■ Information supplied
= = =
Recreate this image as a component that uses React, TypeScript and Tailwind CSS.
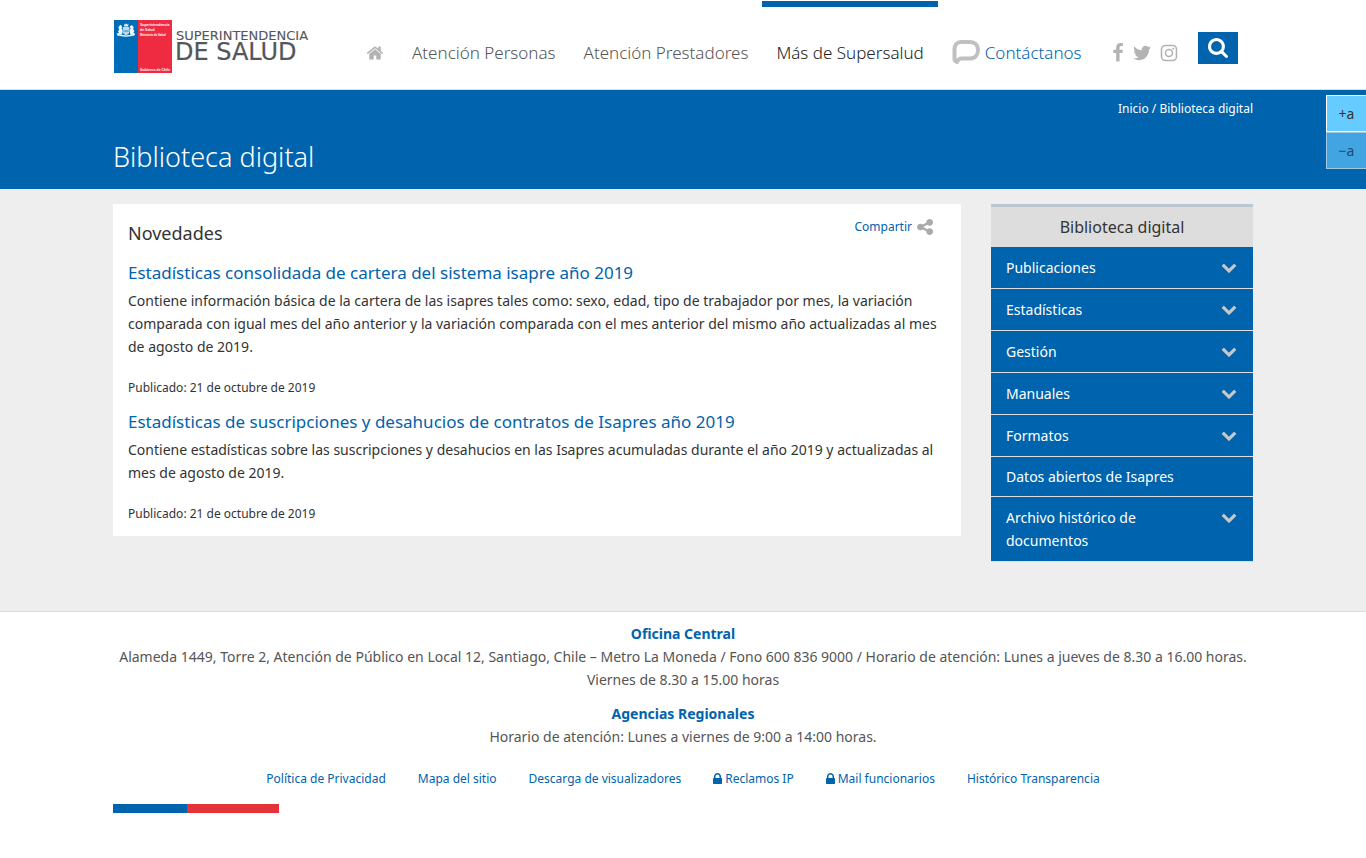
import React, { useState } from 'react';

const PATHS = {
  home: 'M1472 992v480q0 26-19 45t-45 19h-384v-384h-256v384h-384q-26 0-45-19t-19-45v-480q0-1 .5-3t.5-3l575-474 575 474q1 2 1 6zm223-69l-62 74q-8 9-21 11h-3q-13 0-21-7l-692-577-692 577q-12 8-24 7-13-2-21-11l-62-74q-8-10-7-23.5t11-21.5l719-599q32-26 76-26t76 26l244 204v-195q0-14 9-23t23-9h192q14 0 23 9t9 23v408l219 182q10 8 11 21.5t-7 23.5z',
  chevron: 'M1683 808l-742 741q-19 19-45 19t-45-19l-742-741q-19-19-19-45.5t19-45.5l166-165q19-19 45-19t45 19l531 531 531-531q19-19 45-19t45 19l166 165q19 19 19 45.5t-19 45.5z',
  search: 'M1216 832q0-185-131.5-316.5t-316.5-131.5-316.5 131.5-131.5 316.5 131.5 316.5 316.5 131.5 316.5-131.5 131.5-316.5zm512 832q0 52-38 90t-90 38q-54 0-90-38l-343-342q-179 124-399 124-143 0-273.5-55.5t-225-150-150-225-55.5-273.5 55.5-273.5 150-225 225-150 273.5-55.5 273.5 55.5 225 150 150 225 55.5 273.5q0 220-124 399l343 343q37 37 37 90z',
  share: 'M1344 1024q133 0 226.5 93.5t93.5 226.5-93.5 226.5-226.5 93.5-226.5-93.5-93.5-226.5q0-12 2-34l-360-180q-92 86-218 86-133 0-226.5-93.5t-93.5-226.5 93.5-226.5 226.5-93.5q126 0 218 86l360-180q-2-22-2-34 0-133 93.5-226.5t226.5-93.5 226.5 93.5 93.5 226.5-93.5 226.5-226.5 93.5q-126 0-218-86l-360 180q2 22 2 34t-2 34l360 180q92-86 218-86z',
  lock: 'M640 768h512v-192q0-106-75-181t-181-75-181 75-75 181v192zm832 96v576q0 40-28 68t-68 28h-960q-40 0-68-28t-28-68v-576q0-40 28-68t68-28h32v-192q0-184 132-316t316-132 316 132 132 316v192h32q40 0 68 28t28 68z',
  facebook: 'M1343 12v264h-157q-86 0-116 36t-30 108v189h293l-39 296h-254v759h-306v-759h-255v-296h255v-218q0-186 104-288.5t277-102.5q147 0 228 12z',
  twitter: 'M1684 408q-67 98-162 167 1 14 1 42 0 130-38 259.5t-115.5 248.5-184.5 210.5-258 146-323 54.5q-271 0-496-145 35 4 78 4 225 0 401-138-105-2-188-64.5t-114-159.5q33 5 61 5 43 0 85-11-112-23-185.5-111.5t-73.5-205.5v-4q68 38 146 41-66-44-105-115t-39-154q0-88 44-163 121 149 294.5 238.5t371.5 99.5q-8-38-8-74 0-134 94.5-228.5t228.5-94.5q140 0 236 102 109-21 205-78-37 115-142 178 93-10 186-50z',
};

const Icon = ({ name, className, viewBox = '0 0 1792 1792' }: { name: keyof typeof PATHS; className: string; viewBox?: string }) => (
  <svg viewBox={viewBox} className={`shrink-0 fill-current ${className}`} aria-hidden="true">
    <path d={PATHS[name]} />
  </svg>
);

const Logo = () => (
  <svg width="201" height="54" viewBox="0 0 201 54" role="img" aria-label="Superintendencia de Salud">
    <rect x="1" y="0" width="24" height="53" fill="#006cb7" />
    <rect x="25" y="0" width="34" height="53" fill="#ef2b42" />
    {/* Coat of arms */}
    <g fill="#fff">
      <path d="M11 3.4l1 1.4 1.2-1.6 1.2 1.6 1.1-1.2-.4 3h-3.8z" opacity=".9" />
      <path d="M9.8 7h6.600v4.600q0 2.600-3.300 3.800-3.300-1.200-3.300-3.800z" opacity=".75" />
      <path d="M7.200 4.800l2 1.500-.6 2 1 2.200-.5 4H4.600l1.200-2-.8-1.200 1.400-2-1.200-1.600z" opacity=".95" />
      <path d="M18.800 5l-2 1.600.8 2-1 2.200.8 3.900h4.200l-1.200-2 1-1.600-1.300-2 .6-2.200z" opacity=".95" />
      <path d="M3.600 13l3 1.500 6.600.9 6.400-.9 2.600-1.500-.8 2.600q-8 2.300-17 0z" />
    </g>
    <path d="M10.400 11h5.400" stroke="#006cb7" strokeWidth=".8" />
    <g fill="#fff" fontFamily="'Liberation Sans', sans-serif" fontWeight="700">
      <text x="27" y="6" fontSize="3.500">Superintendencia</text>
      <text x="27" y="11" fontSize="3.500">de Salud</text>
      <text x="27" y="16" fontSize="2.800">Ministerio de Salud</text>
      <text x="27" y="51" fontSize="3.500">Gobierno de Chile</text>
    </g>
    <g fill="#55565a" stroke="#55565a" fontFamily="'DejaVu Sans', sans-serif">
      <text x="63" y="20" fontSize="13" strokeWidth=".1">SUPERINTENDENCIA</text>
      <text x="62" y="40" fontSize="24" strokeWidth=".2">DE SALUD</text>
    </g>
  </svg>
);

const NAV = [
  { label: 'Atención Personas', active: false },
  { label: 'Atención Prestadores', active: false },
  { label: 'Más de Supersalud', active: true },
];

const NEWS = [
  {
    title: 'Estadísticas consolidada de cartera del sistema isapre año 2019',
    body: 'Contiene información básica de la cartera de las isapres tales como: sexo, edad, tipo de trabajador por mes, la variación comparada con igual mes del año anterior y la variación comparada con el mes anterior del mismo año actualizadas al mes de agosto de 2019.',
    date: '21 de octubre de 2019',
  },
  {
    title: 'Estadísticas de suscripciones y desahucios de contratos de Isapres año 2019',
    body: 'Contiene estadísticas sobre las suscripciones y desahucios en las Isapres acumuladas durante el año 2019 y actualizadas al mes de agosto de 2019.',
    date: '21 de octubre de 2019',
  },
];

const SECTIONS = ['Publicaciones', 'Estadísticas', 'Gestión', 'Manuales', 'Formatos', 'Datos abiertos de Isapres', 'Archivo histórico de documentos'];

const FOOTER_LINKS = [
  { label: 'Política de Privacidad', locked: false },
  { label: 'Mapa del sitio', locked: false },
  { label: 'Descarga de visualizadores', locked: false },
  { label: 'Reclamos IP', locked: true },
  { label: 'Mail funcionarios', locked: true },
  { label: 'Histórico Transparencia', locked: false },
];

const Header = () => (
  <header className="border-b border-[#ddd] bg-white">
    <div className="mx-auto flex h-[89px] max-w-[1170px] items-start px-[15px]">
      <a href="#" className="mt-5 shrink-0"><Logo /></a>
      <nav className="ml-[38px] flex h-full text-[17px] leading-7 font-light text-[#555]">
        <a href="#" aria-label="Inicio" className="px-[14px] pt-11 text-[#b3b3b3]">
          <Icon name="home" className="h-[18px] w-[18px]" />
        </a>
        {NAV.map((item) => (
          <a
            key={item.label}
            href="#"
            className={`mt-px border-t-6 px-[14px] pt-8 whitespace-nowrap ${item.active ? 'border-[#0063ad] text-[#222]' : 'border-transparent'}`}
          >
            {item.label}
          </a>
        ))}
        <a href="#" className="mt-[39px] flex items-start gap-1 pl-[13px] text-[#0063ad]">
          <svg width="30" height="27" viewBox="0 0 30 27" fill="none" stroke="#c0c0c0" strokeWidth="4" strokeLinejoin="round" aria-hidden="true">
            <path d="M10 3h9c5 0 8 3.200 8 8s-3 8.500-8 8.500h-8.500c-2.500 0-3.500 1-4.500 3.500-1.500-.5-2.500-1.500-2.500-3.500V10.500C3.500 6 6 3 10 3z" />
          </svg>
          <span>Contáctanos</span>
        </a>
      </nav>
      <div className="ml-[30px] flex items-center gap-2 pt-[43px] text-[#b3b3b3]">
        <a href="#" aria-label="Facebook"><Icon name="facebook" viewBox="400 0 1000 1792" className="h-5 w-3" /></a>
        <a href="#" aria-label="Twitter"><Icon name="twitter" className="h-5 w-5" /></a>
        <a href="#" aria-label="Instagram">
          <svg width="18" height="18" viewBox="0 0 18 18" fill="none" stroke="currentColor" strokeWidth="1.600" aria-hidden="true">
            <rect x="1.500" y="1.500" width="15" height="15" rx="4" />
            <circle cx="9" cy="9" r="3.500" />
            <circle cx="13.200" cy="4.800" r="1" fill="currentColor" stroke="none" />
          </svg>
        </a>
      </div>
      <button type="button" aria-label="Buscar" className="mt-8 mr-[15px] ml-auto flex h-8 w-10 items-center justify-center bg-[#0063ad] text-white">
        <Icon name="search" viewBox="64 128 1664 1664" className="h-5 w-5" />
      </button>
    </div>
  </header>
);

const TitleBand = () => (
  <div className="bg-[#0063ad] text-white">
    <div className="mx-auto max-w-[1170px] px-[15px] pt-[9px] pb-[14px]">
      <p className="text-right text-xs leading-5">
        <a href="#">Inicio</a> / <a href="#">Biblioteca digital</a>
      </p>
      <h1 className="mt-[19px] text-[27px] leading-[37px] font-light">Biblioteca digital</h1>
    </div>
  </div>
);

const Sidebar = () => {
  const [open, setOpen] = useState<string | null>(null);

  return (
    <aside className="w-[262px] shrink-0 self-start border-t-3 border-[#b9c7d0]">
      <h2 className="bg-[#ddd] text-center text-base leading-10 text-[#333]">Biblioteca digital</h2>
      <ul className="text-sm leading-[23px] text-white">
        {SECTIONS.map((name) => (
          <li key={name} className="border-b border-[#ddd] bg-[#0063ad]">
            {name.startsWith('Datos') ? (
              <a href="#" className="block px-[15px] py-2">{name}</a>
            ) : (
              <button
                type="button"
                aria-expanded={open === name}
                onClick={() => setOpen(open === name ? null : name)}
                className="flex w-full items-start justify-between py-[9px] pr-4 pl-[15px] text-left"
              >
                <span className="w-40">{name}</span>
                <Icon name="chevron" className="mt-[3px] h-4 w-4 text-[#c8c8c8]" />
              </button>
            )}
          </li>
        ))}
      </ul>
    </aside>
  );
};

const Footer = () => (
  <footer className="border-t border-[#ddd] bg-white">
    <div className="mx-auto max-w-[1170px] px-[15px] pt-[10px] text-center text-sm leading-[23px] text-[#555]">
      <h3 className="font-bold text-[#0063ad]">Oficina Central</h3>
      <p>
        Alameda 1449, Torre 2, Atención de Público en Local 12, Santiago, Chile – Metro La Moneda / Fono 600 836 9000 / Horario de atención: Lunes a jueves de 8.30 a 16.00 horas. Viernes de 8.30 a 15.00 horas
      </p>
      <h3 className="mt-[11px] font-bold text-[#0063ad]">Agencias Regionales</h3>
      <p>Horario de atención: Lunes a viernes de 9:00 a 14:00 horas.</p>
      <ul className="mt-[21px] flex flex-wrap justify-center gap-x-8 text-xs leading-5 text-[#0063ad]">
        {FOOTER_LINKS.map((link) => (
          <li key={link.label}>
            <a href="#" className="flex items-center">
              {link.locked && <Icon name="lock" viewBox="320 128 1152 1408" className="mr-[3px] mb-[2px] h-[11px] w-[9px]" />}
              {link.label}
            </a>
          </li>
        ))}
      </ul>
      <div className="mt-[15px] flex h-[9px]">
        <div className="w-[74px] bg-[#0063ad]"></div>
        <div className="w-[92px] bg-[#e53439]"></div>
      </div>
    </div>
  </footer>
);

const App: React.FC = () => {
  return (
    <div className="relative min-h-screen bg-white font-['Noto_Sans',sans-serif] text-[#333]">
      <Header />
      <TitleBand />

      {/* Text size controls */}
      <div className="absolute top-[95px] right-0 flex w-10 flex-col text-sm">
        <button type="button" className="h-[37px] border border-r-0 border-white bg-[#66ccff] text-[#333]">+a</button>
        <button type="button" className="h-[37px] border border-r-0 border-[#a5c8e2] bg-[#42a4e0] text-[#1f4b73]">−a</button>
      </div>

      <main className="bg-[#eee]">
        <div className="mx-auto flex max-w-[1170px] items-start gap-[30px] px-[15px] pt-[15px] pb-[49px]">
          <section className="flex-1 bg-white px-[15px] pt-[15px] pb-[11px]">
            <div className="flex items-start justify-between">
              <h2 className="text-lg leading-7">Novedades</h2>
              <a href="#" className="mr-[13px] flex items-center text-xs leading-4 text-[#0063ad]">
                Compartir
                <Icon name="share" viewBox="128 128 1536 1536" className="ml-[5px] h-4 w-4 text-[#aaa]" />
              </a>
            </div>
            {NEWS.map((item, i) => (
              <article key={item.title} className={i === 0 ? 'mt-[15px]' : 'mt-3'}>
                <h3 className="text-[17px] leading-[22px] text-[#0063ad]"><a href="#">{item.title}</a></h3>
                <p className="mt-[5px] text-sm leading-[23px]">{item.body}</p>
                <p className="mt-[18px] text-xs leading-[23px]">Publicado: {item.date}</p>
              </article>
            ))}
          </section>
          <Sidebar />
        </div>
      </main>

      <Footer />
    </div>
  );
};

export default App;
= = =
Which lines hold the string "React"? List them all.

■ Answer to this problem
Recreate this image as a component that uses React, TypeScript and Tailwind CSS.
import React, { useState } from 'react';
const App: React.FC = () => {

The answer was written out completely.